> _INPUT RECORDS_:
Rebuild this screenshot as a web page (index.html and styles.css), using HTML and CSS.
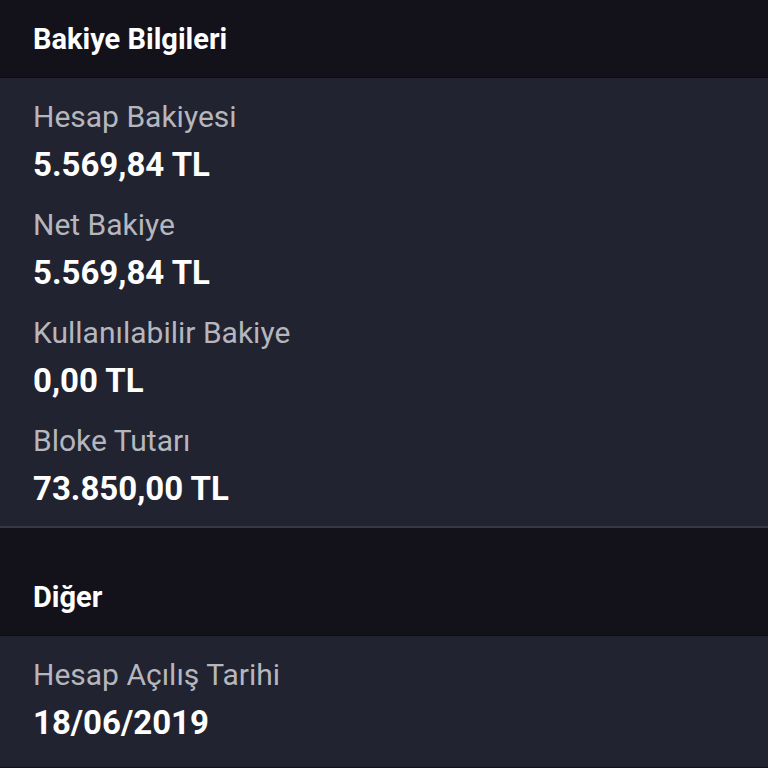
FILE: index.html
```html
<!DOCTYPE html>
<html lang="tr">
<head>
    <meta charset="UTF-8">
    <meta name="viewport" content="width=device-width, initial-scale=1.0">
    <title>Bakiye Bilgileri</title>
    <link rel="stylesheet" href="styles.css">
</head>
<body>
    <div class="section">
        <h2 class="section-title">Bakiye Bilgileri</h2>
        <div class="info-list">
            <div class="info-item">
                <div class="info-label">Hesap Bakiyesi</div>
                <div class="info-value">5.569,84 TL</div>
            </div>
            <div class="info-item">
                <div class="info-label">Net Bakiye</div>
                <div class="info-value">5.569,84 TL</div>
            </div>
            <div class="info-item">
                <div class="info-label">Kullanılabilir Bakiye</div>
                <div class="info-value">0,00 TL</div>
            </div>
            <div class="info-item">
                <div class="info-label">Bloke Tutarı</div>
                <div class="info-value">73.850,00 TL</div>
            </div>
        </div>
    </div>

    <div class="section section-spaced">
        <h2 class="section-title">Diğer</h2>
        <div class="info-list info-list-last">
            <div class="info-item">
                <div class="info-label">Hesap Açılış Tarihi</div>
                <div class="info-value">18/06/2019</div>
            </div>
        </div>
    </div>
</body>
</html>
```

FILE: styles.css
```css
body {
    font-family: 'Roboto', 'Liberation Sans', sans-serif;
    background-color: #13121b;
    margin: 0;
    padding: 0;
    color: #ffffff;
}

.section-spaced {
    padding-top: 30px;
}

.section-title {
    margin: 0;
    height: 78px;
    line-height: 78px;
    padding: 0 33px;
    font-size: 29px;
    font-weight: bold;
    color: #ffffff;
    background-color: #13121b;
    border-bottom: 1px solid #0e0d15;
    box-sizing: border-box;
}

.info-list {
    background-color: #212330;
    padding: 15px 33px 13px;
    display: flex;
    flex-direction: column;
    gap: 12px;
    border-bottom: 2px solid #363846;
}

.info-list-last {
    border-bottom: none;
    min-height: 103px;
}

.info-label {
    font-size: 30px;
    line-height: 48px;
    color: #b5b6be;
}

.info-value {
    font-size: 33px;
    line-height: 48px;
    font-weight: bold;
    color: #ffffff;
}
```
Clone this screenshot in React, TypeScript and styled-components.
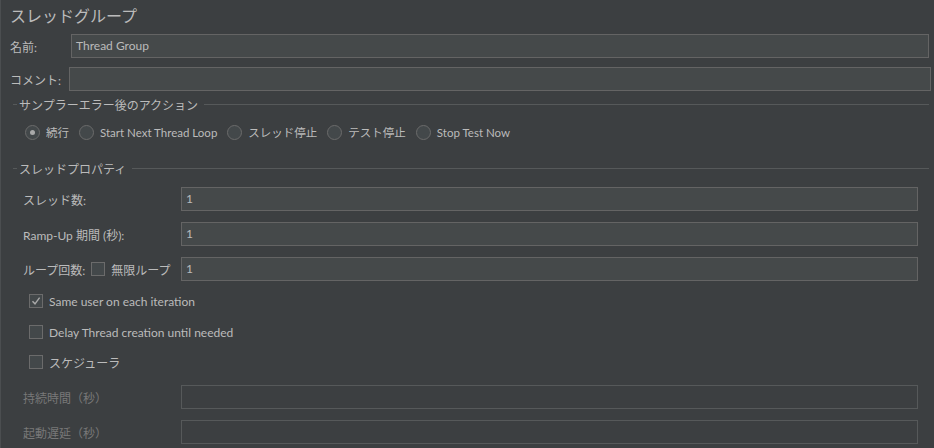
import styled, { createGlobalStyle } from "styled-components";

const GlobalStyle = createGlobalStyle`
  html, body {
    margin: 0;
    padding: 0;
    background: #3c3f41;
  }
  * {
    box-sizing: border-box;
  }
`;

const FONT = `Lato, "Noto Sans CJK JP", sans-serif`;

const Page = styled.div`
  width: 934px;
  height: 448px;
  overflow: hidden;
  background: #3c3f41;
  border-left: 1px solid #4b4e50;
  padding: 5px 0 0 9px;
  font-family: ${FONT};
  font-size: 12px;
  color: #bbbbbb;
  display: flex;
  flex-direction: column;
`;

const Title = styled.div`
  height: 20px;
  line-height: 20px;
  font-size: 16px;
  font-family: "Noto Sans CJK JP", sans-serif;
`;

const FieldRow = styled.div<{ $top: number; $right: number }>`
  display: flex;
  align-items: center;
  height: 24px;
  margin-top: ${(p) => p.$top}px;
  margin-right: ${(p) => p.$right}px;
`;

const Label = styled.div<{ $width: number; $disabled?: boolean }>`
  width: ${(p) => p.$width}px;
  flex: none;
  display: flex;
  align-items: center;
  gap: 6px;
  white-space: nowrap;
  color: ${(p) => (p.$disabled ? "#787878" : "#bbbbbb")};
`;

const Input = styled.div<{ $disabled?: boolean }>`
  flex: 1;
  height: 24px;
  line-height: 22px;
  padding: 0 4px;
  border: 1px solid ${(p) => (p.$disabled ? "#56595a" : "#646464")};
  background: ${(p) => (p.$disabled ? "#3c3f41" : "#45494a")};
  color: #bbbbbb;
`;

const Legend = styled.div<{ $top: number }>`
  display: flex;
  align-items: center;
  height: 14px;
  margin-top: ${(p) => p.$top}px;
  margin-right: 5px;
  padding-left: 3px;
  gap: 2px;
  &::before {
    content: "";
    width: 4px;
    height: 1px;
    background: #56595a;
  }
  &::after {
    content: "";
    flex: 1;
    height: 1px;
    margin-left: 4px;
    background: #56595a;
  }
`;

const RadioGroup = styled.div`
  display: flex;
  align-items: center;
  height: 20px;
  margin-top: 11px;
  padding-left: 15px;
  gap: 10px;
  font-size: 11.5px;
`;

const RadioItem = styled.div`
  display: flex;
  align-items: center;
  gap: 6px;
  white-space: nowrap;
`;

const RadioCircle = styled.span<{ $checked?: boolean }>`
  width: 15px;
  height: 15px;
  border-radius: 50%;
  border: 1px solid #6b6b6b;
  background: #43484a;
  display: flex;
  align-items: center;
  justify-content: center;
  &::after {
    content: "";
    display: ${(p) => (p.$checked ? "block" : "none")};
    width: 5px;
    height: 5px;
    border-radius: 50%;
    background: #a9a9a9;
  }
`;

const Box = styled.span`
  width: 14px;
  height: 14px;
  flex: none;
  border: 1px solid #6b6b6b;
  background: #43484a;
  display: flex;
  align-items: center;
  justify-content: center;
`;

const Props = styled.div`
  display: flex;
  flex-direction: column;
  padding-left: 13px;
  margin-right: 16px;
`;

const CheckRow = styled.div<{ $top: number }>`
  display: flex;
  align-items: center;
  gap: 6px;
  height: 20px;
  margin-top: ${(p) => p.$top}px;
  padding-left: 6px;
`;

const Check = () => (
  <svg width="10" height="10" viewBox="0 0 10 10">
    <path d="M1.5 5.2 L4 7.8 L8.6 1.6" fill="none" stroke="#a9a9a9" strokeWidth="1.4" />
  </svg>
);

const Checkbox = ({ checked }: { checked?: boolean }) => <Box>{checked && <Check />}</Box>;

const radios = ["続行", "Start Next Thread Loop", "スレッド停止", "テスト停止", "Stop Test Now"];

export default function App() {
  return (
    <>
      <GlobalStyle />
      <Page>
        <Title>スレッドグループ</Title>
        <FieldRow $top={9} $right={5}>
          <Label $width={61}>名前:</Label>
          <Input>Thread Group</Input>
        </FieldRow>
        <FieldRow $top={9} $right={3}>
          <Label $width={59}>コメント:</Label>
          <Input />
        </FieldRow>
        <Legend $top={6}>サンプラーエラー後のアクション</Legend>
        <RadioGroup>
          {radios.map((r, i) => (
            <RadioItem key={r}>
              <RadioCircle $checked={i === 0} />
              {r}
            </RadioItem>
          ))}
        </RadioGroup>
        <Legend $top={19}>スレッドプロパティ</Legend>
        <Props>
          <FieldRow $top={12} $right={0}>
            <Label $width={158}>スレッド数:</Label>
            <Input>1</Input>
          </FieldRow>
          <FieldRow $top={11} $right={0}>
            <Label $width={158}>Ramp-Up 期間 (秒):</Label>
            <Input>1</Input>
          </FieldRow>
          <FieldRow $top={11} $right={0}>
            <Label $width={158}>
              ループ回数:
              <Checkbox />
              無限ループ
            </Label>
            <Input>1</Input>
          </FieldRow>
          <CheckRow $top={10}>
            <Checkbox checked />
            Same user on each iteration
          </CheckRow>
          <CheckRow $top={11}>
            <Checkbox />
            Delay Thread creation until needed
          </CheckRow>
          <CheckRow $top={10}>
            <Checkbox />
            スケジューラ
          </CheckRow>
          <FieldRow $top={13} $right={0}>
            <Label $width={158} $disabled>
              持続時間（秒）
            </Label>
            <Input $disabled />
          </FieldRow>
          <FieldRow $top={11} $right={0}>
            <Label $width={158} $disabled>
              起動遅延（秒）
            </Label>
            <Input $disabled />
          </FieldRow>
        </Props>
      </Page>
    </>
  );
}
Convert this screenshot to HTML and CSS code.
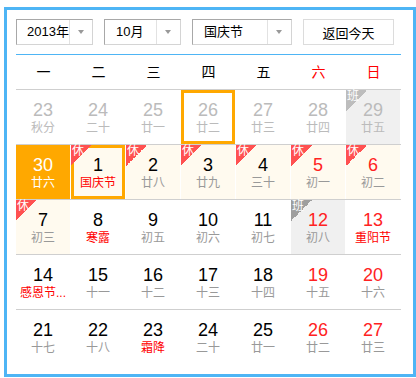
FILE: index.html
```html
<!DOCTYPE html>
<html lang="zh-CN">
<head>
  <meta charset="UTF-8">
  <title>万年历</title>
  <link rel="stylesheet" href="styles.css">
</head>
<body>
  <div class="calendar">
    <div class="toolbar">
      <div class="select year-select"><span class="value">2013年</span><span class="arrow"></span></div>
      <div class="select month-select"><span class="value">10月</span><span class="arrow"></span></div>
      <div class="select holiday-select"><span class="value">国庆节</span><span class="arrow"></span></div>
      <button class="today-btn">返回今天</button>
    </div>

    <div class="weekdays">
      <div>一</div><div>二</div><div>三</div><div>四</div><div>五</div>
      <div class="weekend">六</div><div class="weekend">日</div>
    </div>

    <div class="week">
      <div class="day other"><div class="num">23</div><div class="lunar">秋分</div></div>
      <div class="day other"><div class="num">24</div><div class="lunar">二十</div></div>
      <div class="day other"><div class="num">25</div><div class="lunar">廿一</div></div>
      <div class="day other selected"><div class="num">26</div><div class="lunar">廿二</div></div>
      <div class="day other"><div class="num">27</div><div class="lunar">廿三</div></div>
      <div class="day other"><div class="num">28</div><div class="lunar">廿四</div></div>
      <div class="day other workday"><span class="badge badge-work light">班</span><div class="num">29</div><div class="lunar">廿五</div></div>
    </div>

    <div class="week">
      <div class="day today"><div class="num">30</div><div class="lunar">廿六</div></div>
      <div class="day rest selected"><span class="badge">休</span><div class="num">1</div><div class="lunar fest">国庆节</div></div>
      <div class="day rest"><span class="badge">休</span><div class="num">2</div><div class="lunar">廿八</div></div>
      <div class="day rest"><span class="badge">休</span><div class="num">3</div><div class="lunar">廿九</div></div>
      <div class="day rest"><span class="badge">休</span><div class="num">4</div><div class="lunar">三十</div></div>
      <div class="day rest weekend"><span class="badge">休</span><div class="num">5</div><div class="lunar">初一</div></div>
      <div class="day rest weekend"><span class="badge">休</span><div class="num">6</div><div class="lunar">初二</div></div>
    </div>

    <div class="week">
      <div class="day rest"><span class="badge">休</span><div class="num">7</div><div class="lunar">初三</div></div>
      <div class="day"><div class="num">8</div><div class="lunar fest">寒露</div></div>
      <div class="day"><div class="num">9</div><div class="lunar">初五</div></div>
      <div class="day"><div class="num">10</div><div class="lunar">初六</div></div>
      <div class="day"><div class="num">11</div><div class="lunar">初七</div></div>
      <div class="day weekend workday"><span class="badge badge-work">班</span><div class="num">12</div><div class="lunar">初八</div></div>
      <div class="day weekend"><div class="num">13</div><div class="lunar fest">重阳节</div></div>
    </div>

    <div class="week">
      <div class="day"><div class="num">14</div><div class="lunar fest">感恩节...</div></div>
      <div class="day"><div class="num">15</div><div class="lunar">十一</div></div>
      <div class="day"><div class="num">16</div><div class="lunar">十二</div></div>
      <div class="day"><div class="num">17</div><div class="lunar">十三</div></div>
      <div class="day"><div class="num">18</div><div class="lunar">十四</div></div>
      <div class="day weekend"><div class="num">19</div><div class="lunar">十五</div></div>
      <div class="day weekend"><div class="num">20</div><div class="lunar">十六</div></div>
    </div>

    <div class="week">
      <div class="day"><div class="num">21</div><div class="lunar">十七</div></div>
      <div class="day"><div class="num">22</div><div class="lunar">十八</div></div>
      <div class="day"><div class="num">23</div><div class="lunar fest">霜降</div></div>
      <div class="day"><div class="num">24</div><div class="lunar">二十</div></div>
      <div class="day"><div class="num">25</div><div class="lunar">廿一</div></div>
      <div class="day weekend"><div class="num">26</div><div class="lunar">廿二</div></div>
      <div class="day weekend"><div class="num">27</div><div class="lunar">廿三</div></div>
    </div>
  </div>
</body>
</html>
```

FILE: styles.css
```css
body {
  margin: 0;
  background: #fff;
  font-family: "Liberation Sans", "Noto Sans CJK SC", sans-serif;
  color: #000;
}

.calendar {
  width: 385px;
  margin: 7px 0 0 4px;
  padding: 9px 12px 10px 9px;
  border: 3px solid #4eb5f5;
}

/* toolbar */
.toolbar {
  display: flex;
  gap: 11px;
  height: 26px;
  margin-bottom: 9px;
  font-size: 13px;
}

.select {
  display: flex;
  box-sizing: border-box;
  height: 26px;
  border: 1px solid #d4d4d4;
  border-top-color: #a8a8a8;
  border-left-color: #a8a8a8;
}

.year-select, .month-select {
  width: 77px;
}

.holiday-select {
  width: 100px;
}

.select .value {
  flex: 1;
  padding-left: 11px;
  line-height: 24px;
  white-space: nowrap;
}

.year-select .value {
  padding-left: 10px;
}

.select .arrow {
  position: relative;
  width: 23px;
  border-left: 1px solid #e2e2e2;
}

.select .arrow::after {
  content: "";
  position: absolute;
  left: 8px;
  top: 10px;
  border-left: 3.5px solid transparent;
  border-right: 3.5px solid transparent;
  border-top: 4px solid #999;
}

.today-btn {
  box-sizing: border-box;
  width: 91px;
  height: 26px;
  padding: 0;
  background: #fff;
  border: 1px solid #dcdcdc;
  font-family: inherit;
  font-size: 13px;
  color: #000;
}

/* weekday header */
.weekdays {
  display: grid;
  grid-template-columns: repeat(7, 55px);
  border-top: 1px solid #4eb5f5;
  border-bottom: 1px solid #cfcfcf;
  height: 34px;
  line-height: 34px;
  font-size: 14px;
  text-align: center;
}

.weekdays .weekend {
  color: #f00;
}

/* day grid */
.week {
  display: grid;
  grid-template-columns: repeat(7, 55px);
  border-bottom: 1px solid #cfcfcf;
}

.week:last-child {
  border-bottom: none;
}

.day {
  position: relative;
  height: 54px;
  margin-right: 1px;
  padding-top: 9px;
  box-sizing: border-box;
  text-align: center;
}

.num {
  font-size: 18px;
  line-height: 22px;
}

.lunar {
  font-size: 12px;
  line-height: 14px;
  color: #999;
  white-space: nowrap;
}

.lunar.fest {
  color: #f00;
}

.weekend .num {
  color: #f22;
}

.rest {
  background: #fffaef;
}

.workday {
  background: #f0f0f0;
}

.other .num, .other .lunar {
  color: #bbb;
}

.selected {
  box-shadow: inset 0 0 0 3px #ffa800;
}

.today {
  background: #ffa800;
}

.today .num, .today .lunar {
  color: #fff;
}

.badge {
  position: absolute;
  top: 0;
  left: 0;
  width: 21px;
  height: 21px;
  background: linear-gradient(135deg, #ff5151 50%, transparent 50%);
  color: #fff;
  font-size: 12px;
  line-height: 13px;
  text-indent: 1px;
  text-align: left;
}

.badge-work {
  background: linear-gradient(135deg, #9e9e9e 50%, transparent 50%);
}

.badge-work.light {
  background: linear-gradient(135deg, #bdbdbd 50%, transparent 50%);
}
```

> _WORK TO BE COMPLETED_: Identify every line holding the word "this" and copy it out.

> _COMPLETED TASK_:
Rebuild this screenshot as a web page (index.html and styles.css), using HTML and CSS.
Clone this screenshot in React, TypeScript and styled-components.
Convert this screenshot to HTML and CSS code.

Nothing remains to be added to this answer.